===== Supplied information =====
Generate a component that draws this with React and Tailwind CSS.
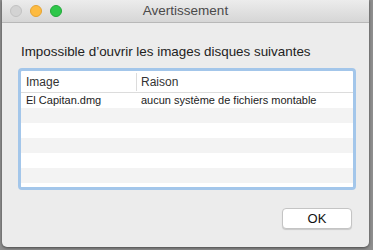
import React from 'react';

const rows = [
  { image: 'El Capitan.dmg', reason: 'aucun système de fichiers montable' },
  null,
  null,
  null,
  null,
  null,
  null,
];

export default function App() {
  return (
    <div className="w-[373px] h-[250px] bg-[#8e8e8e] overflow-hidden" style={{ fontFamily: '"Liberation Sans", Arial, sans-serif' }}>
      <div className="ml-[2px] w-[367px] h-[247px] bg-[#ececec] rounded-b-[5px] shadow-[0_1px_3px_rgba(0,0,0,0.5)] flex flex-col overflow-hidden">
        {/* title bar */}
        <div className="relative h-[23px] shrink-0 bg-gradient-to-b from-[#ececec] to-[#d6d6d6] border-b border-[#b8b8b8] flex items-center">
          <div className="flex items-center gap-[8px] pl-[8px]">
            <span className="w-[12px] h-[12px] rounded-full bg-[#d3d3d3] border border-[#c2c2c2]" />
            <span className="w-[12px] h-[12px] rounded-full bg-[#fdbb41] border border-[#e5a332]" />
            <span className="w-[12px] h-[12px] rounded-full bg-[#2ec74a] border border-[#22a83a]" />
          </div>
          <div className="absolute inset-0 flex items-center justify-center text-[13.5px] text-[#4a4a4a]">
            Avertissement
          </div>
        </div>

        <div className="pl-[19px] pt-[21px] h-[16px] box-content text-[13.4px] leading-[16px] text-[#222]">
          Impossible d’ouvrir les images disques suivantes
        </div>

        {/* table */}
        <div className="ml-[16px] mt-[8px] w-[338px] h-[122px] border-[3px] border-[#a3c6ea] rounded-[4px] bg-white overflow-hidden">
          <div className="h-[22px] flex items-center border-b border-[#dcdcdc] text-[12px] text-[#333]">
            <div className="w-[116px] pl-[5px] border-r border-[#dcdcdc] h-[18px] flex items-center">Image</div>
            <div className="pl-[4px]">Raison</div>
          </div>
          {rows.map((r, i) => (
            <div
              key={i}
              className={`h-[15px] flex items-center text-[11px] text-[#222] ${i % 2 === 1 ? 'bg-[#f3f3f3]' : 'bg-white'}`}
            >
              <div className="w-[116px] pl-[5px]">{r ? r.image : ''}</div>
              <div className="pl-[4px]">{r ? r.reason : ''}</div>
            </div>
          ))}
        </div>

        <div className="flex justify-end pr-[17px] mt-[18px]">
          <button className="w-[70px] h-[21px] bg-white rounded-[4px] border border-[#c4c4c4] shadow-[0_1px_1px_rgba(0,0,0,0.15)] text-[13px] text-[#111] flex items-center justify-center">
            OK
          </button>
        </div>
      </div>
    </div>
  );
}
=====
Task directions → Copy out each line exactly, without the pictures.

Response to the task →
Generate a component that draws this with React and Tailwind CSS.
import React from 'react';

const rows = [
  { image: 'El Capitan.dmg', reason: 'aucun système de fichiers montable' },
  null,
  null,
  null,
  null,
  null,
  null,
];

export default function App() {
  return (
    <div className="w-[373px] h-[250px] bg-[#8e8e8e] overflow-hidden" style={{ fontFamily: '"Liberation Sans", Arial, sans-serif' }}>
      <div className="ml-[2px] w-[367px] h-[247px] bg-[#ececec] rounded-b-[5px] shadow-[0_1px_3px_rgba(0,0,0,0.5)] flex flex-col overflow-hidden">
        {/* title bar */}
        <div className="relative h-[23px] shrink-0 bg-gradient-to-b from-[#ececec] to-[#d6d6d6] border-b border-[#b8b8b8] flex items-center">
          <div className="flex items-center gap-[8px] pl-[8px]">
            <span className="w-[12px] h-[12px] rounded-full bg-[#d3d3d3] border border-[#c2c2c2]" />
            <span className="w-[12px] h-[12px] rounded-full bg-[#fdbb41] border border-[#e5a332]" />
            <span className="w-[12px] h-[12px] rounded-full bg-[#2ec74a] border border-[#22a83a]" />
          </div>
          <div className="absolute inset-0 flex items-center justify-center text-[13.5px] text-[#4a4a4a]">
            Avertissement
          </div>
        </div>

        <div className="pl-[19px] pt-[21px] h-[16px] box-content text-[13.4px] leading-[16px] text-[#222]">
          Impossible d’ouvrir les images disques suivantes
        </div>

        {/* table */}
        <div className="ml-[16px] mt-[8px] w-[338px] h-[122px] border-[3px] border-[#a3c6ea] rounded-[4px] bg-white overflow-hidden">
          <div className="h-[22px] flex items-center border-b border-[#dcdcdc] text-[12px] text-[#333]">
            <div className="w-[116px] pl-[5px] border-r border-[#dcdcdc] h-[18px] flex items-center">Image</div>
            <div className="pl-[4px]">Raison</div>
          </div>
          {rows.map((r, i) => (
            <div
              key={i}
              className={`h-[15px] flex items-center text-[11px] text-[#222] ${i % 2 === 1 ? 'bg-[#f3f3f3]' : 'bg-white'}`}
            >
              <div className="w-[116px] pl-[5px]">{r ? r.image : ''}</div>
              <div className="pl-[4px]">{r ? r.reason : ''}</div>
            </div>
          ))}
        </div>

        <div className="flex justify-end pr-[17px] mt-[18px]">
          <button className="w-[70px] h-[21px] bg-white rounded-[4px] border border-[#c4c4c4] shadow-[0_1px_1px_rgba(0,0,0,0.15)] text-[13px] text-[#111] flex items-center justify-center">
            OK
          </button>
        </div>
      </div>
    </div>
  );
}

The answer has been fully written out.